Wherever the word "styles" shows up in a line, please copy that line.

> SOURCE RECORDS:
+ + +

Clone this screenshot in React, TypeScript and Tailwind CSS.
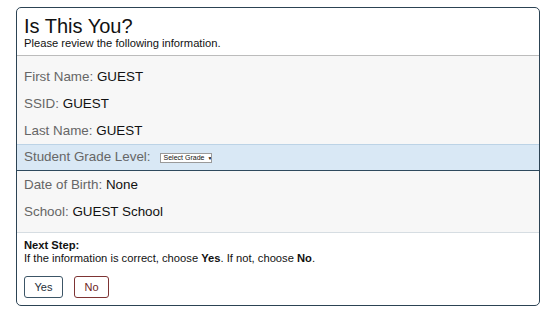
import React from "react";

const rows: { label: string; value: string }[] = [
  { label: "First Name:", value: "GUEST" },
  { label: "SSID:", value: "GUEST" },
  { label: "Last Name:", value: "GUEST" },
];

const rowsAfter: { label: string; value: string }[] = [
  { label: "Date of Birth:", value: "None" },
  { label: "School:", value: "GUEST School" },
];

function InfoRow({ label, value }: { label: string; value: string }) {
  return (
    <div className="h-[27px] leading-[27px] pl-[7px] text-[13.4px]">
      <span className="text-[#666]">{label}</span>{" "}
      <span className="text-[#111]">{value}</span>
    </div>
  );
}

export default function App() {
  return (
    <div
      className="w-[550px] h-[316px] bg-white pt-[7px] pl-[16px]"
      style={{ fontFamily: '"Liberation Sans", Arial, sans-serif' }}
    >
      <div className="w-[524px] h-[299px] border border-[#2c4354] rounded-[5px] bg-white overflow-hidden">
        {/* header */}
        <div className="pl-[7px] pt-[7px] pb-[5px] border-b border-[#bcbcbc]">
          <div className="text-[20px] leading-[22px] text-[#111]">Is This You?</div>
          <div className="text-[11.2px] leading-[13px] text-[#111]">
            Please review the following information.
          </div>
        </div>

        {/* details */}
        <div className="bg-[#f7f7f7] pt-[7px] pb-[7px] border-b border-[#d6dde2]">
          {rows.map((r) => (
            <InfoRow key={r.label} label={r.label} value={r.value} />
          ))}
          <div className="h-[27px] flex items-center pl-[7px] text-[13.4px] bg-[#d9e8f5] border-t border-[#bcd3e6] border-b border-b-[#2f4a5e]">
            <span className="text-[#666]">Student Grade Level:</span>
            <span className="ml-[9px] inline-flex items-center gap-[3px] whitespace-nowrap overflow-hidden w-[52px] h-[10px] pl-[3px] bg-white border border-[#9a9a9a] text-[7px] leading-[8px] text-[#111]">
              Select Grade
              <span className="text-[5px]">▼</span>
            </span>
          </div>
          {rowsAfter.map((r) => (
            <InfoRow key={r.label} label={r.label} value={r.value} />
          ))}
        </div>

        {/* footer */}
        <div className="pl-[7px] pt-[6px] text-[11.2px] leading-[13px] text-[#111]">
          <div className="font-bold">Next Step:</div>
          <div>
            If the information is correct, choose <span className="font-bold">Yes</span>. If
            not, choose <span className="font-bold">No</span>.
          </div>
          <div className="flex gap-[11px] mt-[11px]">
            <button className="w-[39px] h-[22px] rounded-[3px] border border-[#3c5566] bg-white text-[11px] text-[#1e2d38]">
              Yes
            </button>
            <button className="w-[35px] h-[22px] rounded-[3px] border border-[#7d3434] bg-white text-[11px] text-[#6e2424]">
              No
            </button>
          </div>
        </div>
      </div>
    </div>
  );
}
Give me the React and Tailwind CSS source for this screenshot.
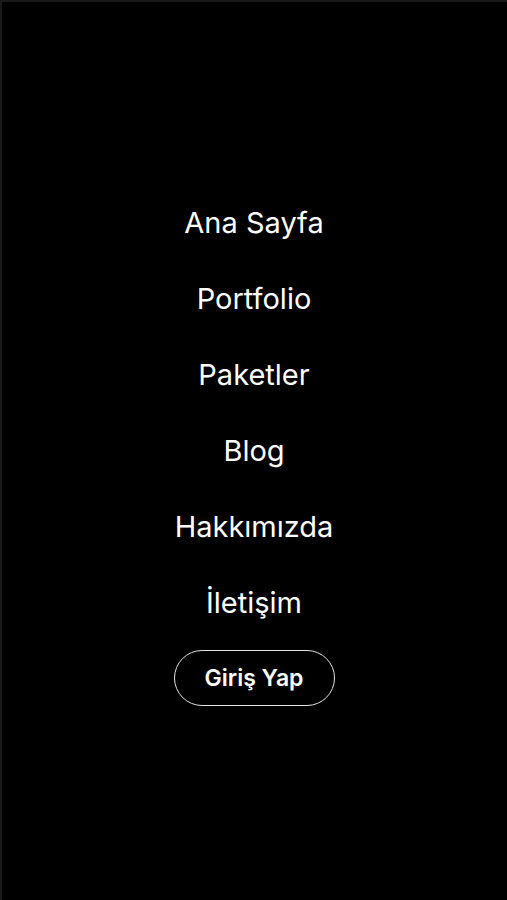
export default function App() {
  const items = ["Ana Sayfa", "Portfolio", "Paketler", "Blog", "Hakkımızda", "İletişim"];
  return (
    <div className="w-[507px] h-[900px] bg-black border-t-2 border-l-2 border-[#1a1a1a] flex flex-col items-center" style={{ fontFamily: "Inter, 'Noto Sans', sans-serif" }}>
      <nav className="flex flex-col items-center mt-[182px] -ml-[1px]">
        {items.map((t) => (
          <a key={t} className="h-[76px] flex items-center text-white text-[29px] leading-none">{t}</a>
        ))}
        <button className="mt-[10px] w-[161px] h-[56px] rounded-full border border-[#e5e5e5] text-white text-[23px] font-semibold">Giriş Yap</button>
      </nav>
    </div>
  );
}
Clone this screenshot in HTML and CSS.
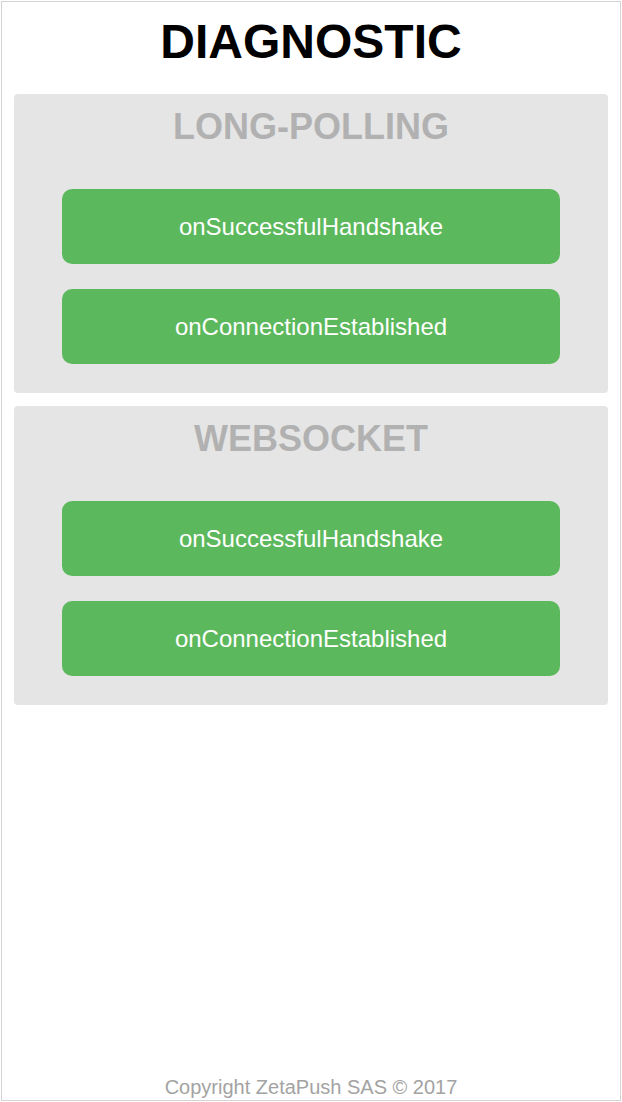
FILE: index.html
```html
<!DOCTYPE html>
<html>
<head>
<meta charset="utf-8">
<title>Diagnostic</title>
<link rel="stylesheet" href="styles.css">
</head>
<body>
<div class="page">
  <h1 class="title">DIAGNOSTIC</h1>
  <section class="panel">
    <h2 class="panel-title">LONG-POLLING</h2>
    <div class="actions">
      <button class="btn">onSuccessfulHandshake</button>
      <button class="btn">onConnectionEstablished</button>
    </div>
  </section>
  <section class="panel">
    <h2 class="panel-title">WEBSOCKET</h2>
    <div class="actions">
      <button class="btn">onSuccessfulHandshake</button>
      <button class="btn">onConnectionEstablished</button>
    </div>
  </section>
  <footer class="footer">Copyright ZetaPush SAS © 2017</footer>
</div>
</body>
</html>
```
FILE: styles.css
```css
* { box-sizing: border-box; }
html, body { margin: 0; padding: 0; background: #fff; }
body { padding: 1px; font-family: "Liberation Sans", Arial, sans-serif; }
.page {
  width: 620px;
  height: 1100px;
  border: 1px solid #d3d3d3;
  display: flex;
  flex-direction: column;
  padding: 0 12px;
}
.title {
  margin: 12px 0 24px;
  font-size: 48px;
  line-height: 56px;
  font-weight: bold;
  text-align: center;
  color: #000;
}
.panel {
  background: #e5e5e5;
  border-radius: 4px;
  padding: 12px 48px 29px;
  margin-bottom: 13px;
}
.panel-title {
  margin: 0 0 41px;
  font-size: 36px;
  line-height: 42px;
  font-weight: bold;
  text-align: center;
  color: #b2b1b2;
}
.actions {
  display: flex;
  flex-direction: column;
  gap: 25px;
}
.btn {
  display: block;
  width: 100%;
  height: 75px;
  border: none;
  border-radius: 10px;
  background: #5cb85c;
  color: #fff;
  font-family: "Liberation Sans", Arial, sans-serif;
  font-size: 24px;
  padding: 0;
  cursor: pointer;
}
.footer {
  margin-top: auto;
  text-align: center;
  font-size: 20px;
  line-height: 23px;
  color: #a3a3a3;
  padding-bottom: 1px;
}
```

+ + +

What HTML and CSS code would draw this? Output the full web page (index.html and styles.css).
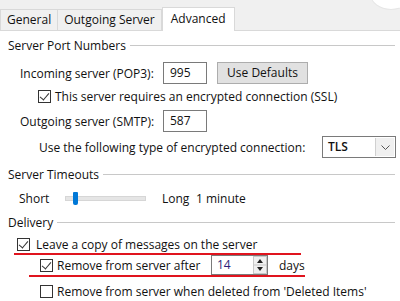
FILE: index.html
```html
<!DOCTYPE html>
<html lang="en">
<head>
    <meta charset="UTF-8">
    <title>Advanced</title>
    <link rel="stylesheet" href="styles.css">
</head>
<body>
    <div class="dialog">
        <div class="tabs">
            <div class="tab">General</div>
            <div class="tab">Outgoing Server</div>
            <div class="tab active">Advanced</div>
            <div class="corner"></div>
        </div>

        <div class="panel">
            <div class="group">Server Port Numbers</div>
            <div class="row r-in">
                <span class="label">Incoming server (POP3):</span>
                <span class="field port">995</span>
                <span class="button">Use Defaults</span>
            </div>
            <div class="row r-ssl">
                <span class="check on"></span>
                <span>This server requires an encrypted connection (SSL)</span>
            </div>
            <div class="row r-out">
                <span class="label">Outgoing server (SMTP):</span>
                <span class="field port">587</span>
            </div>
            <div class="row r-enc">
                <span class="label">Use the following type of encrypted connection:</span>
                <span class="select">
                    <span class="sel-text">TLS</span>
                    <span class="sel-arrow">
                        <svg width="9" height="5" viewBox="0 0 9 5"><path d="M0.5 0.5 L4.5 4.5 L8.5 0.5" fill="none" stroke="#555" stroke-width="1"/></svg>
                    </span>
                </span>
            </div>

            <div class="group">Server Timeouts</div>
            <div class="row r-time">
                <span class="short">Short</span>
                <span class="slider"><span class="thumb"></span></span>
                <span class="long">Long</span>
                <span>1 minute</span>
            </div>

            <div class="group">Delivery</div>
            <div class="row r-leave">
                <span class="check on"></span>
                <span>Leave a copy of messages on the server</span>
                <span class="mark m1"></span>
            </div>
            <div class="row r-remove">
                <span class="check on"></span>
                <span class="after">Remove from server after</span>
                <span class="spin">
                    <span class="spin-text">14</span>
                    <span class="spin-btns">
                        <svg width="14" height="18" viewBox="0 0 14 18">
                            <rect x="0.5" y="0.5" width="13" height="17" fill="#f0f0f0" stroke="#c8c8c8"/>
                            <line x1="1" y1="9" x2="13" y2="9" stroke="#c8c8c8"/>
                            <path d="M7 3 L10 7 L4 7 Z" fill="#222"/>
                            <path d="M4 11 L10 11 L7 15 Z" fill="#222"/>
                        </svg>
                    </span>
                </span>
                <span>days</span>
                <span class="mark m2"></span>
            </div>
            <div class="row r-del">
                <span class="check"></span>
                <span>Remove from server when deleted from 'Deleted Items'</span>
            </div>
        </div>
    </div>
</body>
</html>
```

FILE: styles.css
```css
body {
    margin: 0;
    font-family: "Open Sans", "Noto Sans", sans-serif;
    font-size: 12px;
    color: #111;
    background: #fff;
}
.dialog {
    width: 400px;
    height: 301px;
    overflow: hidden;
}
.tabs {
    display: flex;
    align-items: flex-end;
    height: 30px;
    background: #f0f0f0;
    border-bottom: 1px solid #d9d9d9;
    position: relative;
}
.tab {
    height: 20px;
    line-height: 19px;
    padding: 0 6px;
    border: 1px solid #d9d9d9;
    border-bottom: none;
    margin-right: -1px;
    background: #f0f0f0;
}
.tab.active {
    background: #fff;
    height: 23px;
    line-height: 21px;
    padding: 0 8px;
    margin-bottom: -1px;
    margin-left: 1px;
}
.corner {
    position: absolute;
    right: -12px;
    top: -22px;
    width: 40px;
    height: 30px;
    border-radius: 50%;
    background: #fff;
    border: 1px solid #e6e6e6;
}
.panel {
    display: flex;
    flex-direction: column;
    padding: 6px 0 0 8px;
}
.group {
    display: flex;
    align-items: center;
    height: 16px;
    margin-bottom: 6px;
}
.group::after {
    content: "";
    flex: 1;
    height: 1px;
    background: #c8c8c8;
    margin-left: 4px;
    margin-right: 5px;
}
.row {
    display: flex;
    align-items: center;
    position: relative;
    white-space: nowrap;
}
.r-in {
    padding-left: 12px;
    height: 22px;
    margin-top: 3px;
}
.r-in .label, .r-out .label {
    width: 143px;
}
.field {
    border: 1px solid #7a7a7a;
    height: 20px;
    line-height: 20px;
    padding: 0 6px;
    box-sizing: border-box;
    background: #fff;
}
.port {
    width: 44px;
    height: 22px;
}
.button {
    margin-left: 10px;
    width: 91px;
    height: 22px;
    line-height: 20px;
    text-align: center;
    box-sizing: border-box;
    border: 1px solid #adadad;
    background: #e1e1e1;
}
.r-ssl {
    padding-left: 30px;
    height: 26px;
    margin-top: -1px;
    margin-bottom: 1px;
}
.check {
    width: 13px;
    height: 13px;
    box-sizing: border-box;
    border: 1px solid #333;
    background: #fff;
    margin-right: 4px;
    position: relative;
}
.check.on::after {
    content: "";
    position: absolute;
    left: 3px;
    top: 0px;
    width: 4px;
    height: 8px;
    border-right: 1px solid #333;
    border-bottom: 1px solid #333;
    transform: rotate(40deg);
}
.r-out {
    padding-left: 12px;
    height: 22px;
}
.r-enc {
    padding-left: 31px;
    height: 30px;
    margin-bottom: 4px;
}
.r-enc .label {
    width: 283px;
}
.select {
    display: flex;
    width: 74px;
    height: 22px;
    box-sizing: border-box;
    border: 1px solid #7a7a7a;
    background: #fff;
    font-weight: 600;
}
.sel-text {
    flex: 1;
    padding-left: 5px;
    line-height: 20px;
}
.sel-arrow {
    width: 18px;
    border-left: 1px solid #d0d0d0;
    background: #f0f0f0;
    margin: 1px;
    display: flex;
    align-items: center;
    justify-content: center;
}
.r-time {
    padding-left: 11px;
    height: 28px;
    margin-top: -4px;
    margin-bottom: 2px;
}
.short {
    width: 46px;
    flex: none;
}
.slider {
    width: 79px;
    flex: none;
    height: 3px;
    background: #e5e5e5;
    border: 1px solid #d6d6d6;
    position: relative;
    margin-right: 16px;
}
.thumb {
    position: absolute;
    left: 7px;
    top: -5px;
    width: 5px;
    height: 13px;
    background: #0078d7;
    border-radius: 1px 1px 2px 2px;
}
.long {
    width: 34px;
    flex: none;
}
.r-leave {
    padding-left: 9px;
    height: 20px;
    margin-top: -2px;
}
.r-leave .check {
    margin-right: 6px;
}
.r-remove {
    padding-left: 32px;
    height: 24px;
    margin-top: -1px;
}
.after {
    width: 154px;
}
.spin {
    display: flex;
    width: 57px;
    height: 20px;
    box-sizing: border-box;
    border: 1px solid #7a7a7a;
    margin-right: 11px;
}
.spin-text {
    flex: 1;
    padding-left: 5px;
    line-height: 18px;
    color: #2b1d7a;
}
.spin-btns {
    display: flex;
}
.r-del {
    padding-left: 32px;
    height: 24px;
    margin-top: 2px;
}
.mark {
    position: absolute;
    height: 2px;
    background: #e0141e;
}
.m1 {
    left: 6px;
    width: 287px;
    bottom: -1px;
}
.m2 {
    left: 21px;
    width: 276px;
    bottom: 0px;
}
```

+ + +

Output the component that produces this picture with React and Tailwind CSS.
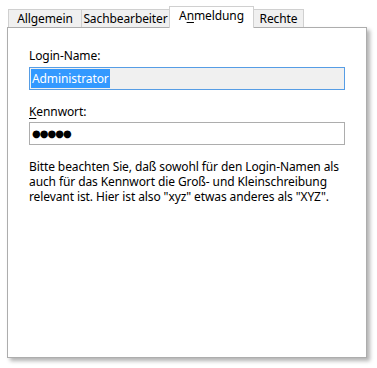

+ + +

> EXERCISE ANSWER:
<link rel="stylesheet" href="styles.css">
FILE: styles.css
What HTML and CSS code would draw this? Output the full web page (index.html and styles.css).
    <link rel="stylesheet" href="styles.css">
FILE: styles.css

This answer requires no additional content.